C'est là que son surnom de "La Banquière" prit tout son sens. Bien sûre qui dit réussite dit débarquement de profiteurs. Tout ce que la France connaissait en industriels, financiers et bien sûr hommes politiques tournaient autour d'elle.
Elle prit donc un peu la grosse tête et commença à spéculer. Un système très simple à la Madoff : On finance les fortes rémunérations des actionnaires par l'argent des nouvelles souscriptions.
Mais dès qu'on est sous les feux des projecteurs, la jalousie et la convoitise arrivent ce qui commence à inquiéter les banques et les politiques.
Tout s'écroule fin 1928, "la banquière sans scrupules" fut arrêtée sous l'inculpation d'infraction à la loi des sociétés, d'escroquerie et d'actions illicites sur les marchés financiers. Sa clientèle prise de panique exigea d'être remboursée et malgré tout elle réussi a assumer à hauteur de 40%.
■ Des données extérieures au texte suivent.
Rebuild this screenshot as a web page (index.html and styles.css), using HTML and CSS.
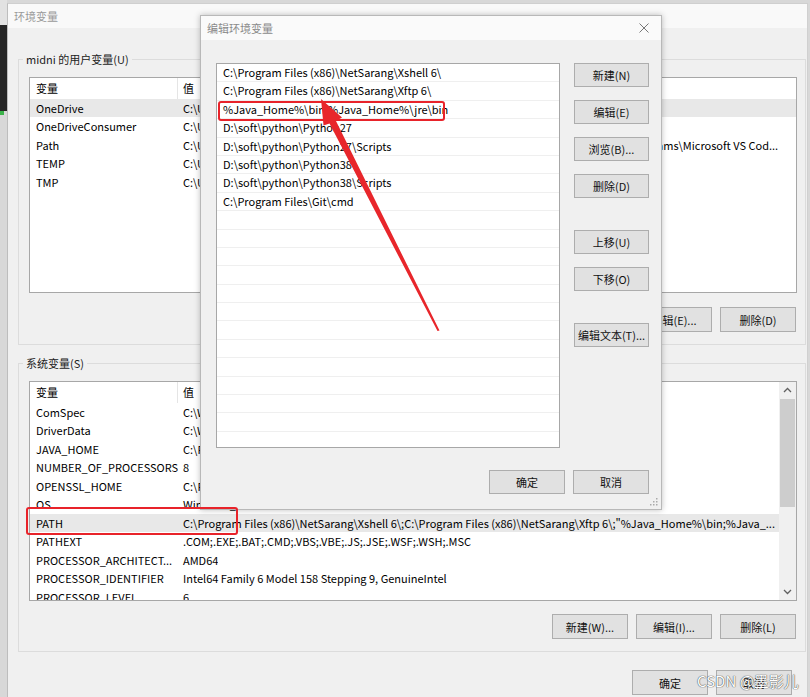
FILE: index.html
```html
<!DOCTYPE html>
<html lang="zh-CN">
<head>
	<meta charset="UTF-8">
	<title>环境变量</title>
	<link rel="stylesheet" href="styles.css">
</head>
<body>
	<div class="screen">
		<div class="side">
			<div class="side-top"></div>
			<div class="side-dark"></div>
			<div class="side-green"></div>
		</div>
		<div class="win">
			<div class="win-title">环境变量</div>
			<div class="win-body">
				<div class="group group-user">
					<div class="group-title">midni 的用户变量(U)</div>
					<div class="list list-user">
						<div class="list-body">
							<div class="row head"><span class="name">变量</span><span class="val">值</span></div>
							<div class="row sel"><span class="name">OneDrive</span><span class="val">C:\Users\midni\OneDrive</span></div>
							<div class="row"><span class="name">OneDriveConsumer</span><span class="val">C:\Users\midni\OneDrive</span></div>
							<div class="row"><span class="name">Path</span><span class="val"><span class="val-hid">C:\Users\midni\AppData\Local\Microsoft\WindowsApps;C:\Users\midni\AppData\Local\Progr</span>ams\Microsoft VS Cod...</span></div>
							<div class="row"><span class="name">TEMP</span><span class="val">C:\Users\midni\AppData\Local\Temp</span></div>
							<div class="row"><span class="name">TMP</span><span class="val">C:\Users\midni\AppData\Local\Temp</span></div>
						</div>
					</div>
					<div class="btn-row">
						<button class="btn">新建(N)...</button>
						<button class="btn">编辑(E)...</button>
						<button class="btn">删除(D)</button>
					</div>
				</div>

				<div class="group group-sys">
					<div class="group-title">系统变量(S)</div>
					<div class="list list-sys">
						<div class="list-body">
							<div class="row head"><span class="name">变量</span><span class="val">值</span></div>
							<div class="row"><span class="name">ComSpec</span><span class="val">C:\WINDOWS\system32\cmd.exe</span></div>
							<div class="row"><span class="name">DriverData</span><span class="val">C:\Windows\System32\Drivers\DriverData</span></div>
							<div class="row"><span class="name">JAVA_HOME</span><span class="val">C:\Program Files\Java\jdk1.8.0_241</span></div>
							<div class="row"><span class="name">NUMBER_OF_PROCESSORS</span><span class="val">8</span></div>
							<div class="row"><span class="name">OPENSSL_HOME</span><span class="val">C:\Program Files\OpenSSL-Win64\bin</span></div>
							<div class="row"><span class="name">OS</span><span class="val">Windows_NT</span></div>
							<div class="row sel"><span class="name">PATH</span><span class="val">C:\Program Files (x86)\NetSarang\Xshell 6\;C:\Program Files (x86)\NetSarang\Xftp 6\;"%Java_Home%\bin;%Java_...</span></div>
							<div class="row"><span class="name">PATHEXT</span><span class="val">.COM;.EXE;.BAT;.CMD;.VBS;.VBE;.JS;.JSE;.WSF;.WSH;.MSC</span></div>
							<div class="row"><span class="name">PROCESSOR_ARCHITECT...</span><span class="val">AMD64</span></div>
							<div class="row"><span class="name">PROCESSOR_IDENTIFIER</span><span class="val">Intel64 Family 6 Model 158 Stepping 9, GenuineIntel</span></div>
							<div class="row"><span class="name">PROCESSOR_LEVEL</span><span class="val">6</span></div>
						</div>
						<div class="vscroll">
							<svg class="sc-arrow" width="17" height="17" viewBox="0 0 17 17"><path d="M5 10 L8.5 6.5 L12 10" fill="none" stroke="#606060" stroke-width="1.3"/></svg>
							<div class="sc-track"><div class="sc-thumb"></div></div>
							<svg class="sc-arrow" width="17" height="17" viewBox="0 0 17 17"><path d="M5 7 L8.5 10.5 L12 7" fill="none" stroke="#606060" stroke-width="1.3"/></svg>
						</div>
					</div>
					<div class="btn-row">
						<button class="btn">新建(W)...</button>
						<button class="btn">编辑(I)...</button>
						<button class="btn">删除(L)</button>
					</div>
				</div>

				<div class="foot">
					<button class="btn">确定</button>
					<button class="btn">取消</button>
				</div>
			</div>
		</div>

		<!-- 编辑环境变量 弹窗 -->
		<div class="dlg">
			<div class="dlg-title">
				<span>编辑环境变量</span>
				<svg width="10" height="10" viewBox="0 0 10 10"><path d="M0.5 0.5 L9.5 9.5 M9.5 0.5 L0.5 9.5" stroke="#777" stroke-width="1"/></svg>
			</div>
			<div class="dlg-body">
				<div class="dlg-main">
					<div class="plist">
						<div class="prow">C:\Program Files (x86)\NetSarang\Xshell 6\</div>
						<div class="prow">C:\Program Files (x86)\NetSarang\Xftp 6\</div>
						<div class="prow">%Java_Home%\bin;%Java_Home%\jre\bin</div>
						<div class="prow">D:\soft\python\Python27</div>
						<div class="prow">D:\soft\python\Python27\Scripts</div>
						<div class="prow">D:\soft\python\Python38</div>
						<div class="prow">D:\soft\python\Python38\Scripts</div>
						<div class="prow">C:\Program Files\Git\cmd</div>
						<div class="prow"></div><div class="prow"></div><div class="prow"></div>
						<div class="prow"></div><div class="prow"></div><div class="prow"></div>
						<div class="prow"></div><div class="prow"></div><div class="prow"></div>
						<div class="prow"></div><div class="prow"></div><div class="prow"></div>
						<div class="prow"></div>
					</div>
					<div class="dlg-btns">
						<button class="btn">新建(N)</button>
						<button class="btn">编辑(E)</button>
						<button class="btn">浏览(B)...</button>
						<button class="btn">删除(D)</button>
						<button class="btn gap">上移(U)</button>
						<button class="btn">下移(O)</button>
						<button class="btn gap">编辑文本(T)...</button>
					</div>
				</div>
				<div class="dlg-foot">
					<button class="btn">确定</button>
					<button class="btn">取消</button>
				</div>
			</div>
			<svg class="grip" width="8" height="8" viewBox="0 0 8 8">
				<rect x="6" y="0" width="1.5" height="1.5" fill="#aaa"/>
				<rect x="3" y="3" width="1.5" height="1.5" fill="#aaa"/>
				<rect x="6" y="3" width="1.5" height="1.5" fill="#aaa"/>
				<rect x="0" y="6" width="1.5" height="1.5" fill="#aaa"/>
				<rect x="3" y="6" width="1.5" height="1.5" fill="#aaa"/>
				<rect x="6" y="6" width="1.5" height="1.5" fill="#aaa"/>
			</svg>
		</div>

		<!-- 红色标注 -->
		<svg class="marks" width="810" height="697" viewBox="0 0 810 697">
			<rect x="219" y="102" width="225" height="18" rx="2" fill="none" stroke="#e8232a" stroke-width="2"/>
			<rect x="27" y="508" width="210" height="26" rx="2" fill="none" stroke="#e8232a" stroke-width="2"/>
			<polygon points="439.5,330.5 336,121 342,117.5 321,99 323.5,125.5 329.5,123.5 437.5,331" fill="#e8262b"/>
		</svg>

		<div class="mark-text">CSDN @墨影儿</div>
	</div>
</body>
</html>
```

FILE: styles.css
```css
*{
	margin: 0;
	padding: 0;
	box-sizing: border-box;
}
body{
	font-family: "Noto Sans CJK SC", "Microsoft YaHei", sans-serif;
	font-size: 11px;
	color: #000;
}
.screen{
	width: 810px;
	height: 697px;
	overflow: hidden;
	position: relative;
	display: flex;
	background: #d8d8d8;
}
.side{
	width: 7px;
	flex: none;
	display: flex;
	flex-direction: column;
}
.side-top{
	height: 25px;
	background: #e2e2e2;
}
.side-dark{
	height: 86px;
	background: #262626;
}
.side-green{
	height: 4px;
	width: 4px;
	background: #3bb34a;
}
.win{
	width: 801px;
	flex: none;
	margin-top: 3px;
	background: #f0f0f0;
	border-left: 1px solid #bdbdbd;
	border-right: 1px solid #d0d0d0;
	border-top: 1px solid #cfcfcf;
}
.win-title{
	height: 24px;
	line-height: 24px;
	padding-left: 6px;
	color: #9a9a9a;
	background: #f9f9f9;
}
.win-body{
	padding: 31px 0 0 10px;
}
.group{
	width: 788px;
	border: 1px solid #dcdcdc;
	padding: 0 8px 12px 10px;
}
.group-sys{
	margin-top: 18px;
}
.group-title{
	width: fit-content;
	height: 18px;
	line-height: 18px;
	margin: -10px 0 0 -6px;
	padding: 0 3px;
	background: #f0f0f0;
	color: #222;
}
.list{
	width: 768px;
	margin-top: 9px;
	border: 1px solid #a7a7a7;
	background: #fff;
	display: flex;
	overflow: hidden;
}
.list-user{
	height: 216px;
}
.list-sys{
	height: 220px;
}
.list-body{
	flex: 1;
	min-width: 0;
	overflow: hidden;
}
.row{
	display: flex;
	height: 18.5px;
	line-height: 18.5px;
	white-space: nowrap;
}
.row.head{
	height: 20.5px;
	line-height: 20.5px;
}
.row.sel{
	background: #e8e8e8;
}
.name{
	width: 148px;
	flex: none;
	padding-left: 6px;
	overflow: hidden;
}
.head .name{
	border-right: 1px solid #e5e5e5;
}
.val{
	padding-left: 5px;
	overflow: hidden;
	text-overflow: ellipsis;
}
.val-hid{
	display: inline-block;
	width: 474px;
	overflow: hidden;
	vertical-align: top;
}
.vscroll{
	width: 17px;
	flex: none;
	background: #f0f0f0;
	display: flex;
	flex-direction: column;
}
.sc-track{
	flex: 1;
	padding: 0 1px;
}
.sc-thumb{
	height: 108px;
	background: #cdcdcd;
}
.btn-row{
	width: 768px;
	margin-top: 14px;
	padding-right: 1px;
	display: flex;
	justify-content: flex-end;
	gap: 8px;
}
.group-sys .btn-row{
	margin-top: 13px;
}
.btn{
	width: 76px;
	height: 25px;
	font: inherit;
	color: #111;
	background: #e1e1e1;
	border: 1px solid #adadad;
	white-space: nowrap;
}
.foot{
	display: flex;
	justify-content: flex-end;
	gap: 8px;
	margin-top: 18px;
	padding-right: 15px;
}

/* dialog */
.dlg{
	position: absolute;
	left: 200px;
	top: 15px;
	width: 462px;
	height: 495px;
	background: #f0f0f0;
	border: 1px solid #b8b8b8;
	box-shadow: 0 0 6px rgba(0,0,0,0.25);
	z-index: 10;
}
.dlg-title{
	height: 24px;
	line-height: 26px;
	padding: 0 12px 0 6px;
	color: #8a8a8a;
	background: #fafafa;
	display: flex;
	justify-content: space-between;
	align-items: center;
}
.dlg-body{
	padding: 23px 12px 0 15px;
}
.dlg-main{
	display: flex;
	gap: 14px;
}
.plist{
	width: 344px;
	height: 385px;
	border: 1px solid #a7a7a7;
	background: #fff;
	overflow: hidden;
}
.prow{
	height: 18.4px;
	line-height: 17.4px;
	padding-left: 6px;
	border-bottom: 1px solid #efefef;
	white-space: nowrap;
}
.dlg-btns{
	width: 75px;
	display: flex;
	flex-direction: column;
	gap: 13px;
}
.dlg-btns .btn{
	width: 75px;
	height: 24px;
}
.dlg-btns .btn.gap{
	margin-top: 19px;
}
.dlg-foot{
	display: flex;
	justify-content: flex-end;
	gap: 8px;
	margin-top: 22px;
}
.dlg-foot .btn{
	height: 24px;
}
.grip{
	position: absolute;
	right: 3px;
	bottom: 3px;
}

/* 标注 */
.marks{
	position: absolute;
	left: 0;
	top: 0;
	z-index: 20;
}
.mark-text{
	position: absolute;
	left: 697px;
	top: 670px;
	font-size: 15px;
	color: #fff;
	text-shadow: 0 0 1px #444, 0 0 1px #444;
	z-index: 30;
	white-space: nowrap;
}
```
Bien sûr à cette époque la presse d'extrême droite en fit ses choux gras. La "juive alsacienne" fut le symbole de la corruption et ils tentent d'éclabousser les politiques comme Aristide BRIANT ou Philipe HENRIOT qui l'avaient soutenue à un moment.
Le 28 mars 1931, Marthe Hanau est condamnée pour escroquerie et abus de confiance à deux ans de prison avec sursis et 3 000 francs d'amende ; Lazare Bloch est condamné à 18 mois de prison.
Trois jours plus tard, Pierre Audibert, également condamné, meurt d'une congestion.
Le 7 juillet, elle est victime d'un accident de la route. Immobilisée des jambes, elle subit une opération, qui l'oblige à se déplacer avec des béquilles.
En janvier 1932, son journal Forces lance un supplément : "Le Secret des dieux", qui prétend révéler tous les dessous de la finance. Ce service financier est sur abonnement.
Le 8 avril suivant, elle révèle dans ce même journal tout le dossier concernant son affaire. Marthe Hanau est arrêtée le jour même. Elle est remise en liberté conditionnelle pour raison de santé le 25 octobre. Elle fait appel mais sa demande est rejetée, elle réussit cependant à retarder la procédure de jugement.
Elle est finalement incarcérée le 22 février 1935 à la prison de Fresnes.
Elle se suicide le 14 juillet 1935, à l'infirmerie de la prison de Fresnes, à l'aide d'un tube de barbituriques. Après cinq jours d'agonie, elle est déclarée officiellement morte le 19 juillet 1935 à 6 h 20 du matin par l'administration pénitentiaire.
Le 29 juillet, elle est inhumée dans un caveau provisoire du cimetière Sud (Montparnasse). Le temps de construire sa sépulture au cimetière parisien de Bagneux, son corps y est transféré le 3 janvier 1936.